- **Task details**
Look through the data below and return each line where "styles" appears.

--- Task inputs ---

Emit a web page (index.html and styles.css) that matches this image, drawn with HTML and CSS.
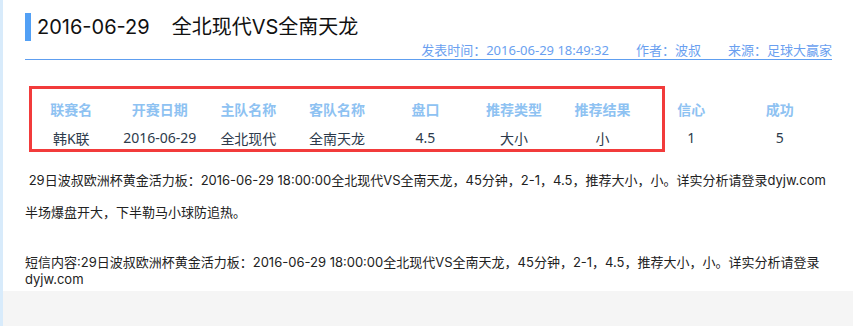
FILE: index.html
```html
<!DOCTYPE html>
<html lang="zh-CN">
<head>
<meta charset="utf-8">
<title>2016-06-29 全北现代VS全南天龙</title>
<link rel="stylesheet" href="styles.css">
</head>
<body>
<div class="page">
  <div class="strip"></div>
  <div class="content">
    <div class="main">
      <h1 class="title"><span>2016-06-29</span><span class="match">全北现代VS全南天龙</span></h1>
      <div class="meta">
        <span>发表时间：2016-06-29 18:49:32</span>
        <span>作者：波叔</span>
        <span>来源：足球大赢家</span>
      </div>
      <div class="table-wrap">
        <div class="grid">
          <div class="th">联赛名</div>
          <div class="th">开赛日期</div>
          <div class="th">主队名称</div>
          <div class="th">客队名称</div>
          <div class="th">盘口</div>
          <div class="th">推荐类型</div>
          <div class="th">推荐结果</div>
          <div class="th">信心</div>
          <div class="th">成功</div>
          <div class="td">韩K联</div>
          <div class="td">2016-06-29</div>
          <div class="td">全北现代</div>
          <div class="td">全南天龙</div>
          <div class="td">4.5</div>
          <div class="td">大小</div>
          <div class="td">小</div>
          <div class="td">1</div>
          <div class="td">5</div>
        </div>
        <div class="highlight"></div>
      </div>
      <p class="p1">&nbsp;29日波叔欧洲杯黄金活力板：2016-06-29 18:00:00全北现代VS全南天龙，45分钟，2-1，4.5，推荐大小，小。详实分析请登录dyjw.com</p>
      <p class="p2">半场爆盘开大，下半勒马小球防追热。</p>
      <p class="p3">短信内容:29日波叔欧洲杯黄金活力板：2016-06-29 18:00:00全北现代VS全南天龙，45分钟，2-1，4.5，推荐大小，小。详实分析请登录dyjw.com</p>
    </div>
  </div>
</div>
</body>
</html>
```
FILE: styles.css
```css
html, body {
  margin: 0;
  padding: 0;
  background: #f5f5f5;
}
body {
  font-family: "Noto Sans", "Noto Sans CJK SC", sans-serif;
  color: #222;
}
.page {
  display: flex;
  min-height: 326px;
}
.strip {
  width: 3px;
  background: #d8ebfb;
  flex: none;
}
.content {
  flex: 1;
}
.main {
  background: #fff;
  padding: 0 21px 3px 22px;
  display: flex;
  flex-direction: column;
}
.title {
  margin: 13px 0 0;
  height: 28px;
  border-left: 6px solid #52a0f5;
  padding-left: 6px;
  font-family: "Inter", "Noto Sans CJK SC", sans-serif;
  font-size: 20px;
  line-height: 28px;
  font-weight: normal;
  color: #111;
}
.title .match {
  margin-left: 22px;
}
.meta {
  height: 18px;
  line-height: 18px;
  border-bottom: 1px solid #5e9ef0;
  display: flex;
  justify-content: flex-end;
  gap: 27px;
  font-size: 13px;
  color: #6a9ff0;
}
.table-wrap {
  position: relative;
  margin: 26px 0 0 2px;
  padding-top: 8px;
  width: 797px;
}
.grid {
  display: grid;
  grid-template-columns: repeat(9, 1fr);
  grid-auto-rows: 29px;
  align-items: center;
  text-align: center;
  font-size: 14px;
}
.th {
  font-weight: bold;
  color: #8ec2f2;
}
.td {
  color: #2d3a4b;
}
.highlight {
  position: absolute;
  left: 2px;
  top: 0;
  width: 630px;
  height: 60px;
  border: 3px solid #f23b3b;
}
.main p {
  margin: 0;
  font-family: "Inter", "Noto Sans CJK SC", sans-serif;
  font-size: 13px;
  line-height: 17px;
}
.main .p1 {
  margin-top: 20px;
}
.main .p2 {
  margin-top: 15px;
}
.main .p3 {
  margin-top: 33px;
}
```
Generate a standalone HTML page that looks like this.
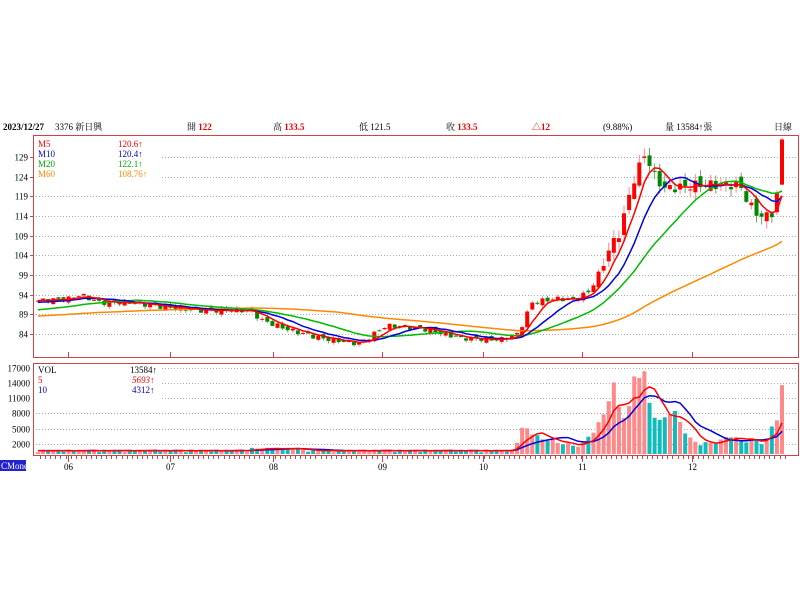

---

- **Output of the task**
Emit a web page (index.html and styles.css) that matches this image, drawn with HTML and CSS.
<link rel="stylesheet" href="styles.css">
FILE: styles.css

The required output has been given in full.